Can you write out all the lines word for word, with no pictures?

|---|

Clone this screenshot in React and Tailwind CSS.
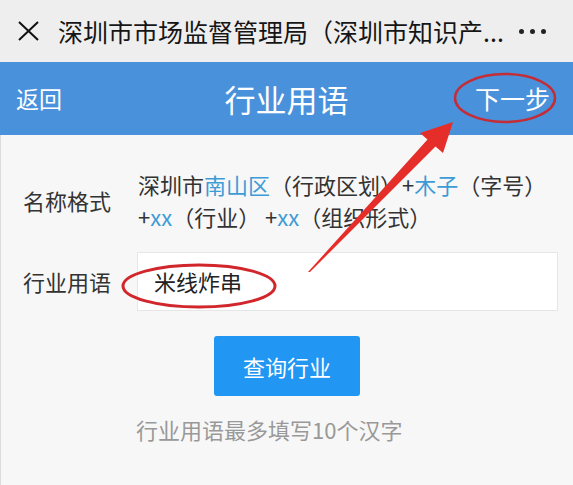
import React from "react";

const cjk = { fontFamily: '"Noto Sans CJK SC", "Noto Sans", sans-serif' };

function Annotations() {
    return (
        <svg className="absolute inset-0 pointer-events-none" width="573" height="485" viewBox="0 0 573 485">
            <ellipse cx="505" cy="98" rx="50" ry="24" fill="none" stroke="#c42d36" strokeWidth="2.5"/>
            <ellipse cx="199" cy="286" rx="76" ry="21" fill="none" stroke="#d1262b" strokeWidth="3"/>
            <polygon
                points="308,272 427.5,139.5 420,133 453,122 443,153 435.5,146.5 310,272"
                fill="#e52e2a"
            />
        </svg>
    );
}

export default function App() {
    return (
        <div className="relative w-[573px] h-[485px] overflow-hidden bg-[#f7f7f7]" style={cjk}>
            {/* wechat top bar */}
            <div className="h-[62px] bg-[#efeeee] flex items-center">
                <svg className="ml-[18px]" width="21" height="20" viewBox="0 0 21 20">
                    <path d="M1 1 L20 19 M20 1 L1 19" stroke="#111" strokeWidth="2" fill="none"/>
                </svg>
                <span className="ml-[19px] text-[25px] leading-none text-[#151515] whitespace-nowrap">
                    深圳市市场监督管理局（深圳市知识产...
                </span>
                <div className="ml-auto mr-[27px] flex gap-[6px]">
                    <span className="w-[5px] h-[5px] rounded-full bg-[#222]"></span>
                    <span className="w-[5px] h-[5px] rounded-full bg-[#222]"></span>
                    <span className="w-[5px] h-[5px] rounded-full bg-[#222]"></span>
                </div>
            </div>

            {/* blue header */}
            <div className="relative h-[73px] bg-[#4a91dc] flex items-center text-white">
                <span className="ml-[16px] text-[23px]">返回</span>
                <span className="absolute left-0 right-0 text-center text-[31px] leading-none">行业用语</span>
                <span className="ml-auto mr-[23px] text-[25px]">下一步</span>
            </div>

            {/* content */}
            <div className="border-l border-[#dcdcdc] h-full pt-[33px]">
                <div className="flex items-center">
                    <span className="w-[137px] pl-[22px] text-[22px] text-[#333]">名称格式</span>
                    <div className="text-[22px] leading-[32px] text-[#333]">
                        <div>
                            深圳市<span className="text-[#3d9bd6]">南山区</span>（行政区划）+<span className="text-[#3d9bd6]">木子</span>（字号）
                        </div>
                        <div>
                            +<span className="text-[#3d9bd6]">xx</span>（行业） +<span className="text-[#3d9bd6]">xx</span>（组织形式）
                        </div>
                    </div>
                </div>

                <div className="flex items-center mt-[20px]">
                    <span className="w-[136px] pl-[22px] text-[22px] text-[#333]">行业用语</span>
                    <div className="w-[421px] h-[59px] bg-white border border-[#e6e6e6] flex items-center pl-[16px] text-[22px] text-[#222]">
                        米线炸串
                    </div>
                </div>

                <div className="flex mt-[25px]">
                    <button className="ml-[213px] w-[146px] h-[60px] rounded-[3px] bg-[#2196f3] text-white text-[22px]">
                        查询行业
                    </button>
                </div>

                <p className="mt-[18px] pl-[135px] text-[22px] leading-[30px] text-[#999]">
                    行业用语最多填写10个汉字
                </p>
            </div>

            <Annotations/>
        </div>
    );
}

|---|

== Exercise solution ==
Clone this screenshot in React and Tailwind CSS.
import React from "react";

const cjk = { fontFamily: '"Noto Sans CJK SC", "Noto Sans", sans-serif' };

function Annotations() {
    return (
        <svg className="absolute inset-0 pointer-events-none" width="573" height="485" viewBox="0 0 573 485">
            <ellipse cx="505" cy="98" rx="50" ry="24" fill="none" stroke="#c42d36" strokeWidth="2.5"/>
            <ellipse cx="199" cy="286" rx="76" ry="21" fill="none" stroke="#d1262b" strokeWidth="3"/>
            <polygon
                points="308,272 427.5,139.5 420,133 453,122 443,153 435.5,146.5 310,272"
                fill="#e52e2a"
            />
        </svg>
    );
}

export default function App() {
    return (
        <div className="relative w-[573px] h-[485px] overflow-hidden bg-[#f7f7f7]" style={cjk}>
            {/* wechat top bar */}
            <div className="h-[62px] bg-[#efeeee] flex items-center">
                <svg className="ml-[18px]" width="21" height="20" viewBox="0 0 21 20">
                    <path d="M1 1 L20 19 M20 1 L1 19" stroke="#111" strokeWidth="2" fill="none"/>
                </svg>
                <span className="ml-[19px] text-[25px] leading-none text-[#151515] whitespace-nowrap">
                    深圳市市场监督管理局（深圳市知识产...
                </span>
                <div className="ml-auto mr-[27px] flex gap-[6px]">
                    <span className="w-[5px] h-[5px] rounded-full bg-[#222]"></span>
                    <span className="w-[5px] h-[5px] rounded-full bg-[#222]"></span>
                    <span className="w-[5px] h-[5px] rounded-full bg-[#222]"></span>
                </div>
            </div>

            {/* blue header */}
            <div className="relative h-[73px] bg-[#4a91dc] flex items-center text-white">
                <span className="ml-[16px] text-[23px]">返回</span>
                <span className="absolute left-0 right-0 text-center text-[31px] leading-none">行业用语</span>
                <span className="ml-auto mr-[23px] text-[25px]">下一步</span>
            </div>

            {/* content */}
            <div className="border-l border-[#dcdcdc] h-full pt-[33px]">
                <div className="flex items-center">
                    <span className="w-[137px] pl-[22px] text-[22px] text-[#333]">名称格式</span>
                    <div className="text-[22px] leading-[32px] text-[#333]">
                        <div>
                            深圳市<span className="text-[#3d9bd6]">南山区</span>（行政区划）+<span className="text-[#3d9bd6]">木子</span>（字号）
                        </div>
                        <div>
                            +<span className="text-[#3d9bd6]">xx</span>（行业） +<span className="text-[#3d9bd6]">xx</span>（组织形式）
                        </div>
                    </div>
                </div>

                <div className="flex items-center mt-[20px]">
                    <span className="w-[136px] pl-[22px] text-[22px] text-[#333]">行业用语</span>
                    <div className="w-[421px] h-[59px] bg-white border border-[#e6e6e6] flex items-center pl-[16px] text-[22px] text-[#222]">
                        米线炸串
                    </div>
                </div>

                <div className="flex mt-[25px]">
                    <button className="ml-[213px] w-[146px] h-[60px] rounded-[3px] bg-[#2196f3] text-white text-[22px]">
                        查询行业
                    </button>
                </div>

                <p className="mt-[18px] pl-[135px] text-[22px] leading-[30px] text-[#999]">
                    行业用语最多填写10个汉字
                </p>
            </div>

            <Annotations/>
        </div>
    );
}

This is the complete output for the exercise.